(Pages as source code)
================================
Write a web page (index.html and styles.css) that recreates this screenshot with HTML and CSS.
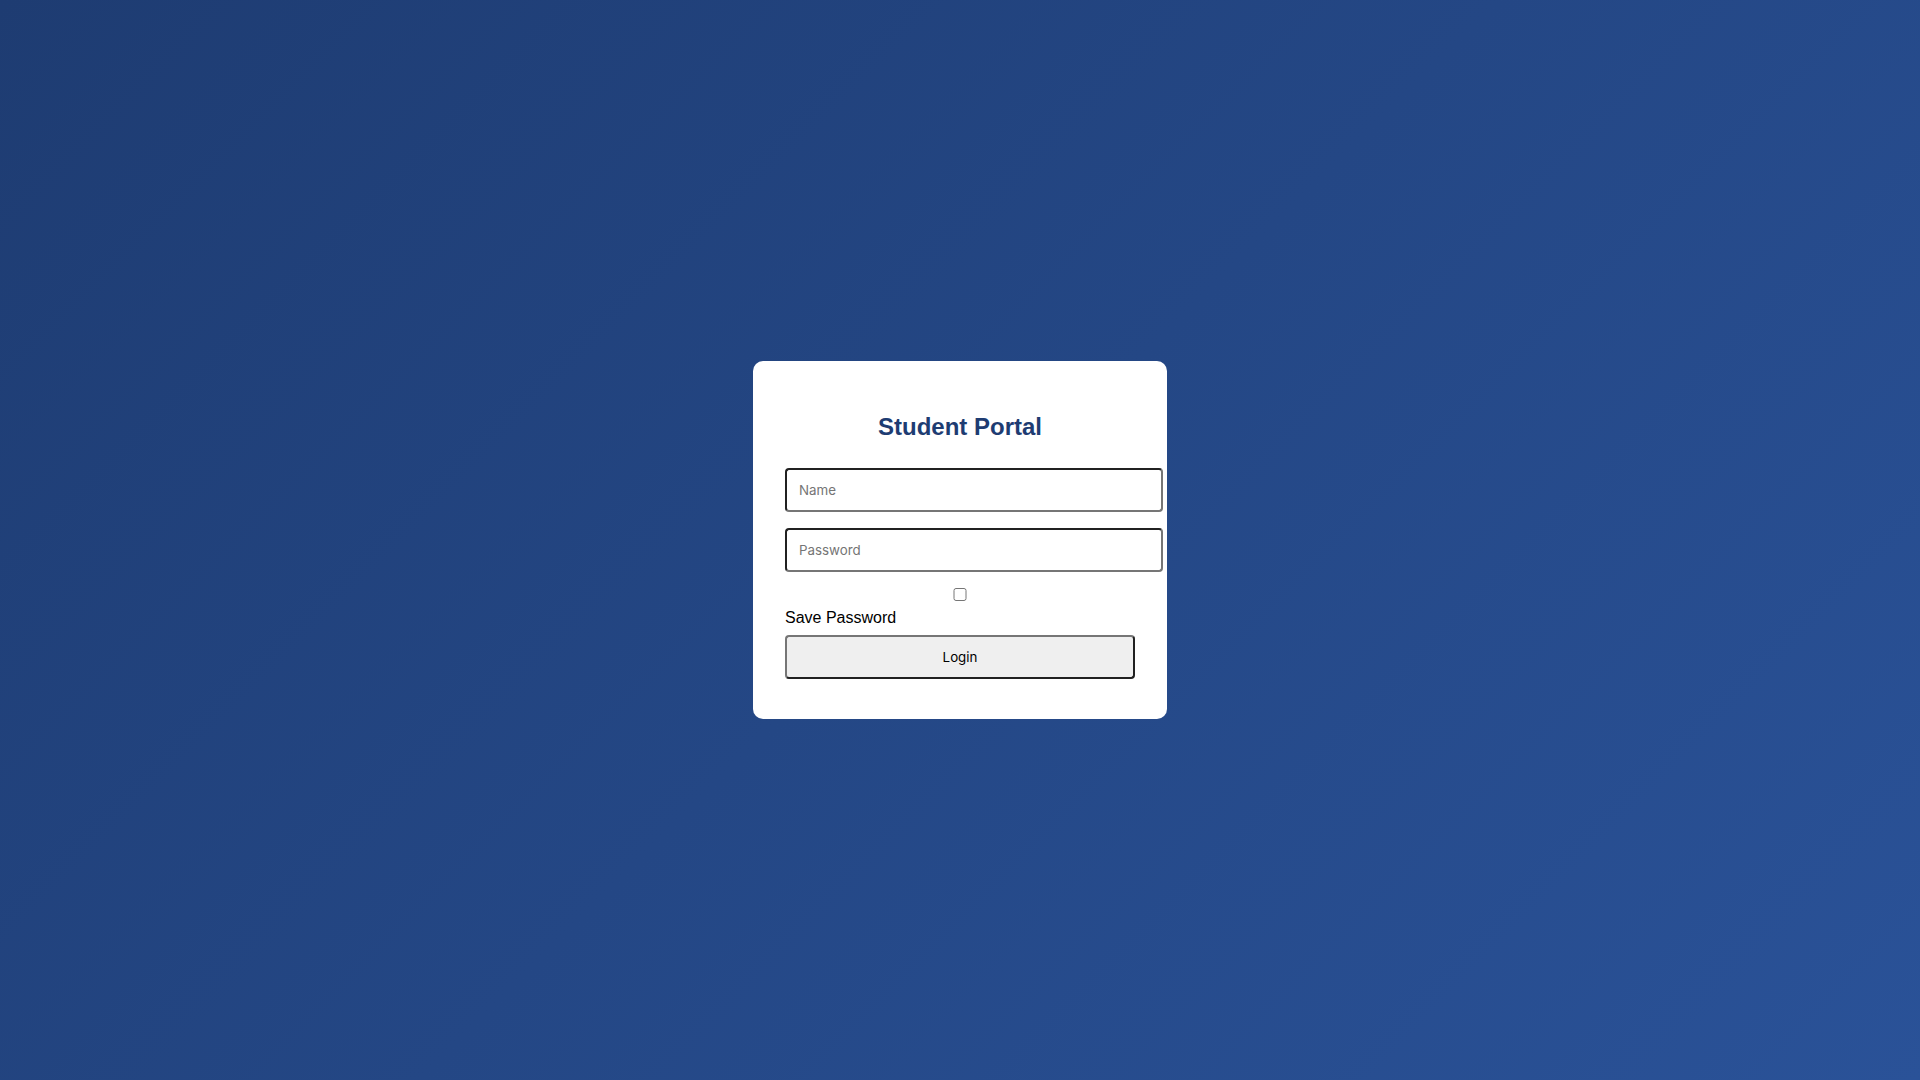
FILE: index.html
```html
<!DOCTYPE html>
<html lang="en">
<head>
<meta charset="utf-8">
<title>Student Portal</title>
<link rel="stylesheet" href="styles.css">
</head>
<body class="page">
<div class="card">
  <h2 class="title">Student Portal</h2>
  <form class="form">
    <input class="field" type="text" placeholder="Name">
    <input class="field" type="password" placeholder="Password">
    <input class="check" type="checkbox" id="save">
    <label class="save-label" for="save">Save Password</label>
    <button class="login" type="button">Login</button>
  </form>
</div>
</body>
</html>
```

FILE: styles.css
```css
html, body {
  height: 100%;
}
.page {
  margin: 0;
  min-height: 100vh;
  display: flex;
  align-items: center;
  justify-content: center;
  background: linear-gradient(135deg, #1e3c72, #2a5298);
  font-family: "Liberation Sans", Arial, sans-serif;
}
.card {
  background: #ffffff;
  padding: 32px;
  border-radius: 10px;
  width: 350px;
}
.title {
  text-align: center;
  color: #1e3c72;
  font-size: 24px;
  font-weight: bold;
  margin: 0.83em 0;
}
.form {
  margin: 0;
}
.field {
  box-sizing: content-box;
  width: 100%;
  padding: 12px;
  margin: 8px 0;
  border: 2px inset #767676;
  border-radius: 4px;
  font-family: Inter, "Noto Sans", sans-serif;
  font-size: 13.3333px;
  background: #ffffff;
  color: #000000;
}
.field::placeholder {
  color: #757575;
}
.check {
  box-sizing: border-box;
  width: 100%;
  padding: 12px;
  margin: 8px 0;
  border-radius: 4px;
}
.save-label {
  font-size: 16px;
  color: #000000;
}
.login {
  box-sizing: border-box;
  width: 100%;
  padding: 12px;
  margin: 8px 0;
  border: 2px outset #767676;
  border-radius: 4px;
  background: #efefef;
  color: #000000;
  font-family: Inter, "Noto Sans", sans-serif;
  font-size: 13.3333px;
}
```
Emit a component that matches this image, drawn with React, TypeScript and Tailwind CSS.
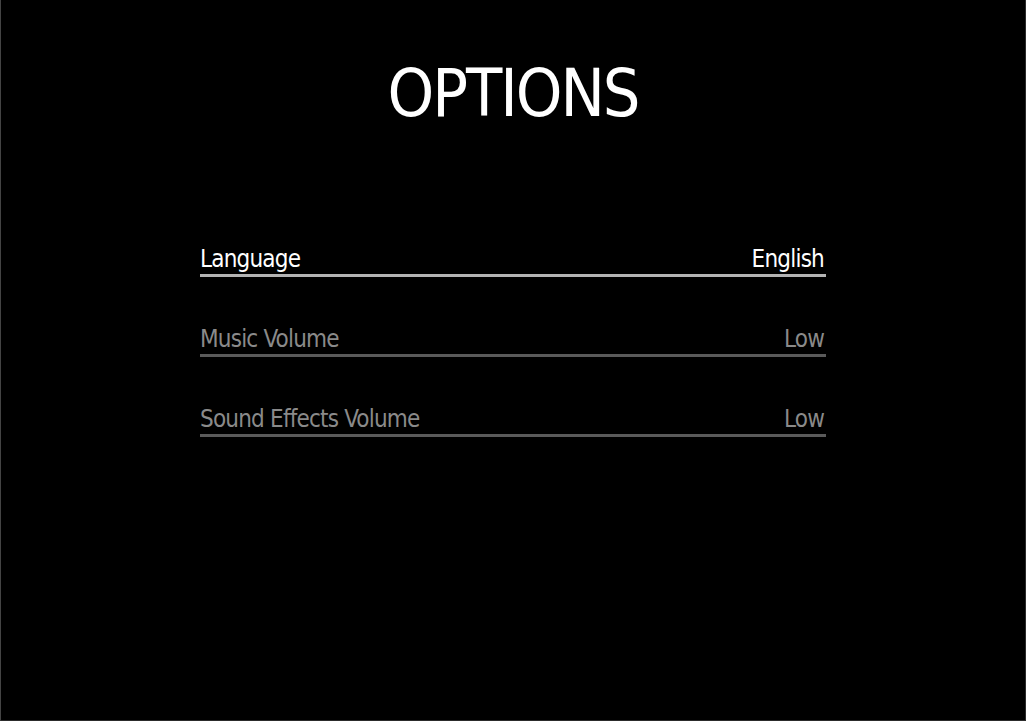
================================
Are you able to set down all the lines above exactly, without any pictures?

Solution for this problem:
Write a web page (index.html and styles.css) that recreates this screenshot with HTML and CSS.
FILE: index.html
```html
<!DOCTYPE html>
<html lang="en">
<head>
<meta charset="utf-8">
<title>Student Portal</title>
<link rel="stylesheet" href="styles.css">
</head>
<body class="page">
<div class="card">
  <h2 class="title">Student Portal</h2>
  <form class="form">
    <input class="field" type="text" placeholder="Name">
    <input class="field" type="password" placeholder="Password">
    <input class="check" type="checkbox" id="save">
    <label class="save-label" for="save">Save Password</label>
    <button class="login" type="button">Login</button>
  </form>
</div>
</body>
</html>
```

FILE: styles.css
```css
html, body {
  height: 100%;
}
.page {
  margin: 0;
  min-height: 100vh;
  display: flex;
  align-items: center;
  justify-content: center;
  background: linear-gradient(135deg, #1e3c72, #2a5298);
  font-family: "Liberation Sans", Arial, sans-serif;
}
.card {
  background: #ffffff;
  padding: 32px;
  border-radius: 10px;
  width: 350px;
}
.title {
  text-align: center;
  color: #1e3c72;
  font-size: 24px;
  font-weight: bold;
  margin: 0.83em 0;
}
.form {
  margin: 0;
}
.field {
  box-sizing: content-box;
  width: 100%;
  padding: 12px;
  margin: 8px 0;
  border: 2px inset #767676;
  border-radius: 4px;
  font-family: Inter, "Noto Sans", sans-serif;
  font-size: 13.3333px;
  background: #ffffff;
  color: #000000;
}
.field::placeholder {
  color: #757575;
}
.check {
  box-sizing: border-box;
  width: 100%;
  padding: 12px;
  margin: 8px 0;
  border-radius: 4px;
}
.save-label {
  font-size: 16px;
  color: #000000;
}
.login {
  box-sizing: border-box;
  width: 100%;
  padding: 12px;
  margin: 8px 0;
  border: 2px outset #767676;
  border-radius: 4px;
  background: #efefef;
  color: #000000;
  font-family: Inter, "Noto Sans", sans-serif;
  font-size: 13.3333px;
}
```
Emit a component that matches this image, drawn with React, TypeScript and Tailwind CSS.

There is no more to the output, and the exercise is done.